To our left are The Renters. Our real neighbors moved out a couple of months ago having built a larger house a few miles closer to their jobs. I haven’t met The Renters but their recycling skills fail to indicate great genius. All boxes that are recycled must be completely flattened. Whenever I have tried to sneak a partially flattened box into the yellow bin, I have found it thrown unceremoniously into my front yard by extremely selective waste management dudes. I knew when I checked out their trash that The Renters were in for a rude recycling awakening. Lo and behold, the next evening all their rejected boxes were strewn throughout the street and yards. Damn Renters. But recently the garbage guys have enabled their bad behavior by actually accepting their unsliced boxes. What? WHAT? It’s an outrage. How can they learn proper recycling etiquette if you sanction their bad habits?

And rounding out our little neighborhood is The Halfway House. It was once a family home. But then we noticed that The Wife Whose Name I Never Learned was spending all her time working out and, consequently, losing a ton of weight. I told The Hubs that there’s only one reason a woman suddenly gets into the best shape of her life, and it’s certainly not for her cheerfully overweight but vaguely doltish husband. Shortly after she walked out, he bought a motorcycle and thus became Kawasaki Kenny. The transient inhabitants of The Halfway House don’t last long enough to warrant nicknames except for Kenny’s new girlfriend. She has a Fran Drescher voice, a Harvey Keitel face, and a medically enhanced bod. We call her Rack o’ Lamb.

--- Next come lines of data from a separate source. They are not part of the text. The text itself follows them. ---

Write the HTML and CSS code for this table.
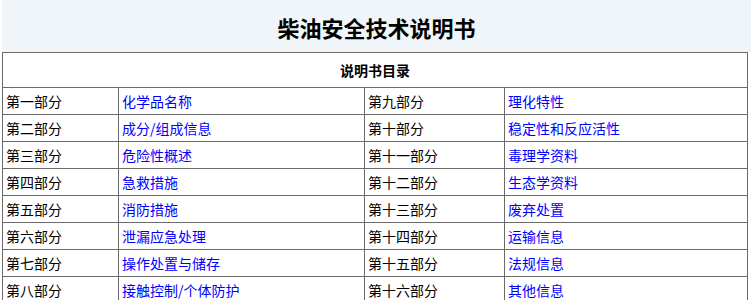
FILE: index.html
```html
<!DOCTYPE html>
<html lang="zh-CN">
<head>
<meta charset="utf-8">
<title>柴油安全技术说明书</title>
<link rel="stylesheet" href="styles.css">
</head>
<body>
<div class="page">
  <header class="title-bar">
    <h1 class="title">柴油安全技术说明书</h1>
  </header>
  <table class="toc">
    <colgroup>
      <col class="c1"><col class="c2"><col class="c3"><col class="c4">
    </colgroup>
    <tr class="toc-head"><th colspan="4">说明书目录</th></tr>
    <tr><td>第一部分</td><td><a href="#">化学品名称</a></td><td>第九部分</td><td><a href="#">理化特性</a></td></tr>
    <tr><td>第二部分</td><td><a href="#">成分/组成信息</a></td><td>第十部分</td><td><a href="#">稳定性和反应活性</a></td></tr>
    <tr><td>第三部分</td><td><a href="#">危险性概述</a></td><td>第十一部分</td><td><a href="#">毒理学资料</a></td></tr>
    <tr><td>第四部分</td><td><a href="#">急救措施</a></td><td>第十二部分</td><td><a href="#">生态学资料</a></td></tr>
    <tr><td>第五部分</td><td><a href="#">消防措施</a></td><td>第十三部分</td><td><a href="#">废弃处置</a></td></tr>
    <tr><td>第六部分</td><td><a href="#">泄漏应急处理</a></td><td>第十四部分</td><td><a href="#">运输信息</a></td></tr>
    <tr><td>第七部分</td><td><a href="#">操作处置与储存</a></td><td>第十五部分</td><td><a href="#">法规信息</a></td></tr>
    <tr><td>第八部分</td><td><a href="#">接触控制/个体防护</a></td><td>第十六部分</td><td><a href="#">其他信息</a></td></tr>
  </table>
</div>
</body>
</html>
```
FILE: styles.css
```css
html, body {
  margin: 0;
  padding: 0;
  background: #ffffff;
}
body {
  font-family: "Noto Sans CJK SC", "Noto Sans", sans-serif;
  color: #000;
}
.page {
  padding-left: 2px;
}
.title-bar {
  background: #eff5f8;
  height: 52px;
  display: flex;
  align-items: center;
  justify-content: center;
}
.title {
  margin: 0;
  font-size: 22px;
  font-weight: 700;
  line-height: 1;
  padding-top: 1px;
  color: #000;
}
.toc {
  border-collapse: collapse;
  width: 745px;
  table-layout: fixed;
  font-size: 14px;
}
.c1 { width: 116px; }
.c2 { width: 246px; }
.c3 { width: 140px; }
.c4 { width: 243px; }
.toc th, .toc td {
  border: 1px solid #6b6b6b;
  padding: 0 3px;
  text-align: left;
  line-height: 20px;
  height: 27px;
  box-sizing: border-box;
  white-space: nowrap;
  font-weight: 400;
}
.toc .toc-head th {
  text-align: center;
  height: 35px;
  font-weight: 700;
}
.toc a {
  color: #0000ff;
  text-decoration: none;
}
```
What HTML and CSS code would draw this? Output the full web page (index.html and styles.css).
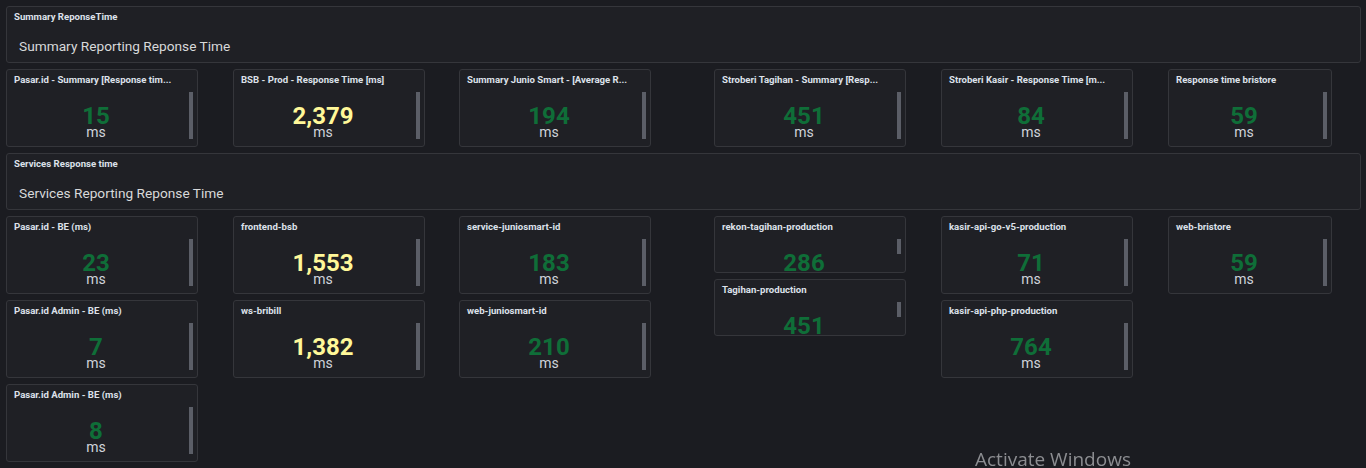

We have not yet met the couples who will giddily grace our imaginary dinner parties. But we still believe that we’ll find them someday. In the meantime, we’ll continue to create our own entertainment by wondering what dreadful nicknames our neighbors have thrust upon us. The Hubs thinks maybe Ren & Stimpy, John & Yoko, or Abe & Mary Todd. But I think it’s probably more like Homer & Marge, Shrek & Fiona, or Beavis & Butthead. Oh well, I guess we’ll never know for sure.